ND celebrates Rare Disease Day

The Center for Rare and Neglected Disease hosted a dinner featuring speakers from different projects centering on rare disease research to celebrate World Rare Disease Day.

Dr. Katsuri Haldar, director of the Center, wants to raise awareness and funds to fight neglected disease.

"There are 7,000 rare diseases, which means one in 150,000 people are affected," she said. "There are 7 million Americans affected by rare disease and 200 million worldwide."

Haldar said everyone at the event now has the responsibility to go out and raise awareness about rare disease.

"My charge to this group is to go out and be ambassadors in order to facilitate the process of rare disease research," she said.

Many different labs, as well as both undergraduate and graduates, attended the event.

Mary Claire Sullivan, a first year MBA student at the Mendoza College of Business, became involved in rare disease research through an interdisciplinary class project that combined science and business. She helped take the research and what is happening in the lab and turning it into a business. Sullivan said her passion is to use business to create social change.

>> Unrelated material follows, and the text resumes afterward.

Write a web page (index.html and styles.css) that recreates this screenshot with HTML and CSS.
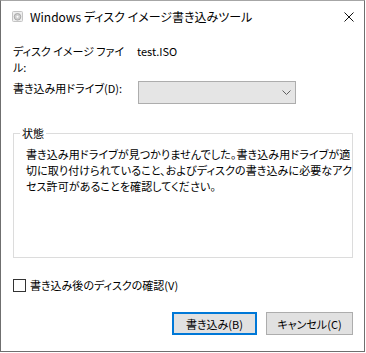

"The body of knowledge and passionate individuals can make an impact for those people that have no hope," she said.

Aaron Patzwahl is an undergraduate student taking a clinical research class focusing on Niemen Pick Type C disease (NPC). The class analyzes patient data and creates a numerical value that can track the progression of the disease.

"I got interested in the class through [Dean of the College of Science Gregory Crawford] and his bike trip this summer," he said. "I thought it would be a way to take my science and do something move socially conscious with it."

Senior Nina Farivari took the clinical research class in the fall of her junior year. She became so interested in NPC that she worked in Dr. Forbes Porter's lab this summer. Porter — of the National Institutes of Health — is currently running the only clinical trial of NPC in the country.

"For me, it was a way to put a face and a family to the disease system," she said.

Farivari attended the national conference for NPC last August. Attending the lectures by the leading researchers in the field and getting to see the families outside a clinical setting were the best parts of the conference, she said.

Katherine Byrd, a third year chemistry graduate student, is currently working on synthesizing biochemical tools to help study disease. She, along with other students, is using interdisciplinary techniques to find ways to study and someday possibly treat NPC.

Emmanuel AduGyamfi, a chemistry and biochemistry graduate student, is researching the Ebola virus, a highly contagious disease with an almost 90 percent morality rate during outbreaks.

"We use an interdisciplinary approach to try and understand how the proteins of the Ebola virus replicate," AduGyamfi said. "Hopefully, we can use our findings for other kinds of rare disease."